Hello,
Jon Stokes form Ars Technica has recently summarized and simplified an article from realworld tech about 3d stacking.
If you are a technical guy - realworldtech
article
If you are from ' the wider audience' - here is the Ars Technica
article
So what are you thoughts on this topic? Is it only going to be limited to homogenous solutions, or will it extend to hetero ones?
I think the easiest stacking would be heterogenous, with one layer being logic heavy and the other a memory device.
The memory device could be optimized for low power output, which could allow reusing much of a standard chip design for the other layer.
That said, heterogenous can also be more complicated. The big juggling act is keeping each layer's hot spots over the cooler areas of the neighboring layer.
This can be difficult either because each layer is full of hot spots, or differences in layout and design require additional shuffling to align areas of low and high power.
There is also likely a dependency on the kind of designs being stacked. CPUs tend to have a broad area of lower power in their caches, while other types of chips like GPUs have hot regions that are more spread out.
On top of that, thermal expansion properties of each layer may come into play.
The odds of seeing an AMD-fabbed K10 being stacked on an R600 are small. Besides the heat output, the very different materials used would probably create too much mechanical stress.

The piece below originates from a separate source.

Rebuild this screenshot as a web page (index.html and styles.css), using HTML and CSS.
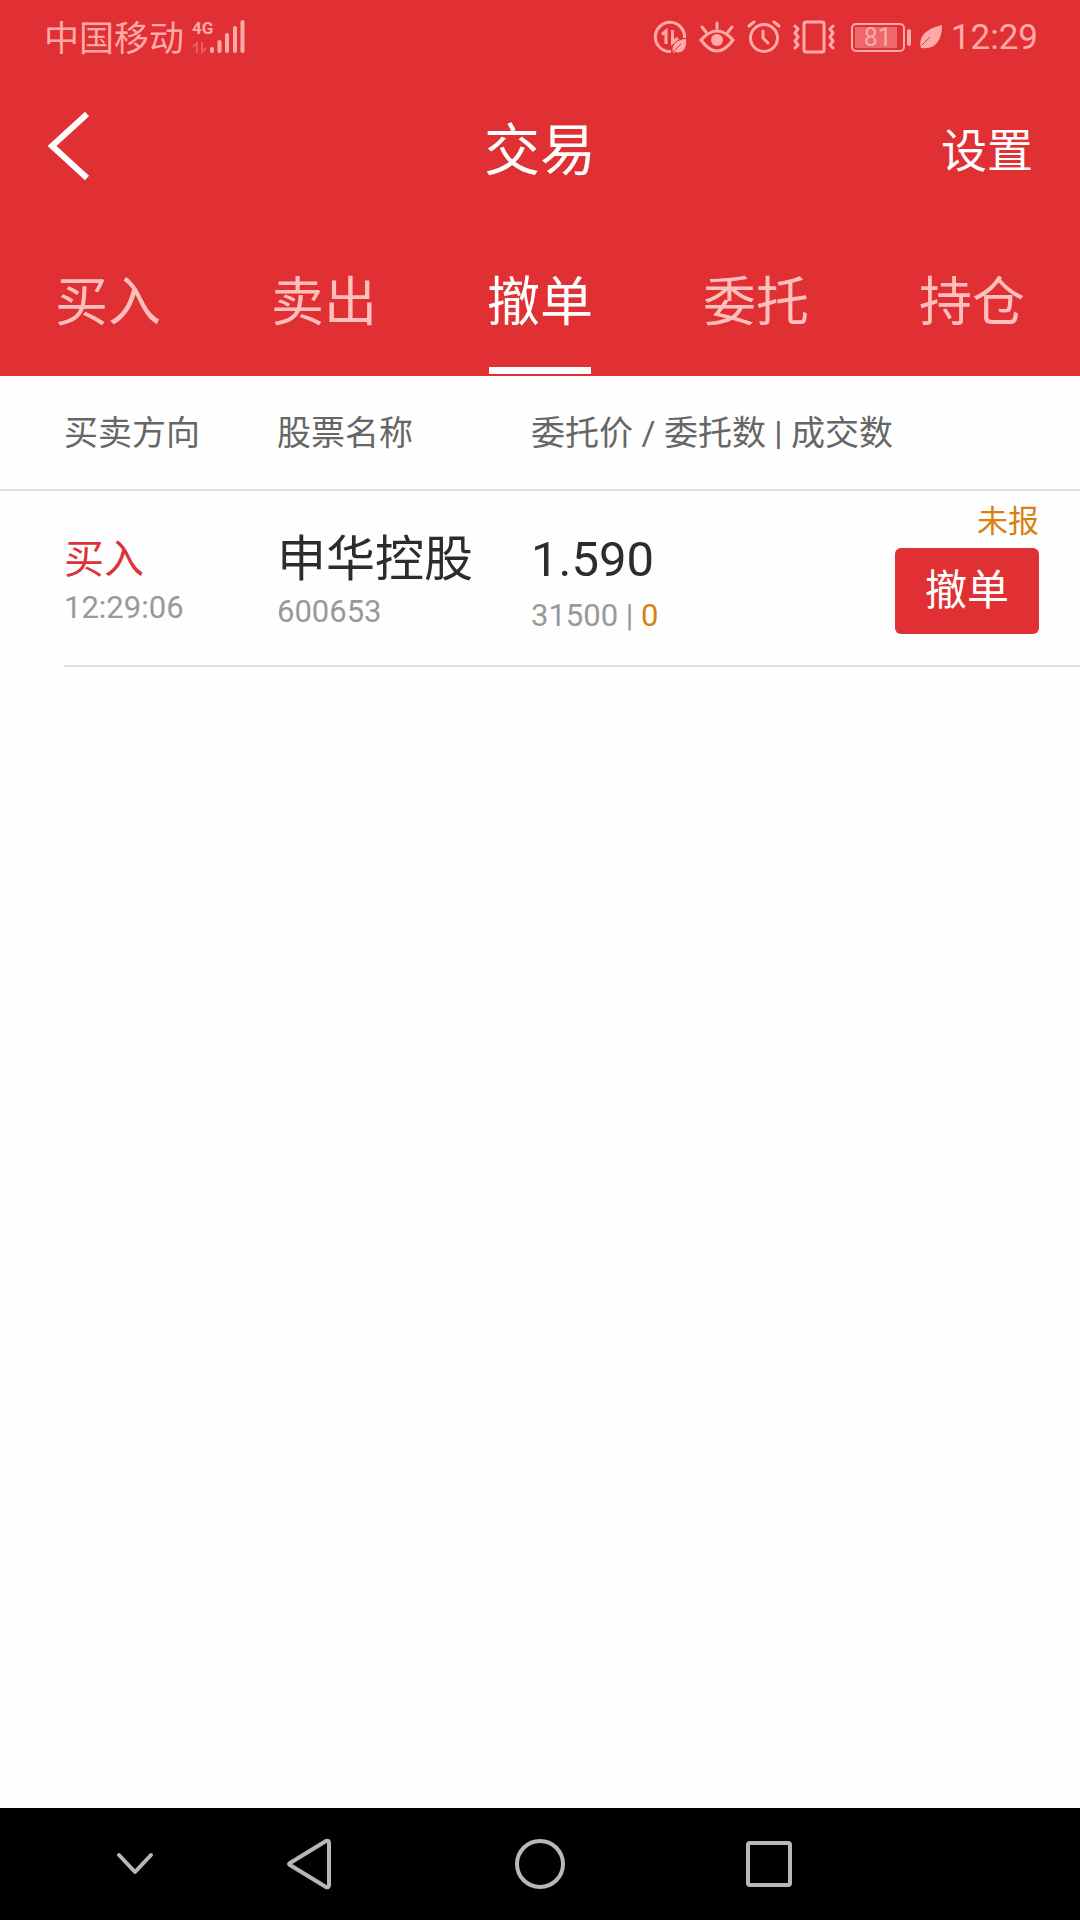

Silicon is already intolerant of mechanical stress. For those that don't remember, there were some problems a few years back with TSMC's low-K dielectric, where the metal layers' different thermal expansion lead to unacceptable levels of chip failure.
If the problem is that noticeable on a die, it is likely to be worse between different dies.
I wonder if the level of logic versus SRAM might also influence mechanical behavior if the designs are very different.
Also, if IBM's announcement about insulation on air is put into production, it would likely make chips even more fragile.
The low-hanging fruit seems to be memory on logic, or a possible dual or quad-core homogenous stack, with the twist that it's not one processor stacked on top of the other, but stacked processors next to each other.
Anything with serious power draw is going to be thermally constrained, and more so than a planar chip. Hot spots in stacked logic are going to be hotter unless power draw is significantly reduced.
Intel's single-core Netburst example already showed that frequency had to be scaled back.
Another problem is that a highly stacked design has less area for pins. While stacking memory might be sufficient for many applications, it won't magically erase the problem that a chip with two stacked chips can only muster the external bandwidth for one.
More extensive layering would require better cooling and better mechanical measures. Either the cooler can be cooled below ambient (thermal stress), or something better can be thought up to somehow create a thermal interface that can tunnel between layers.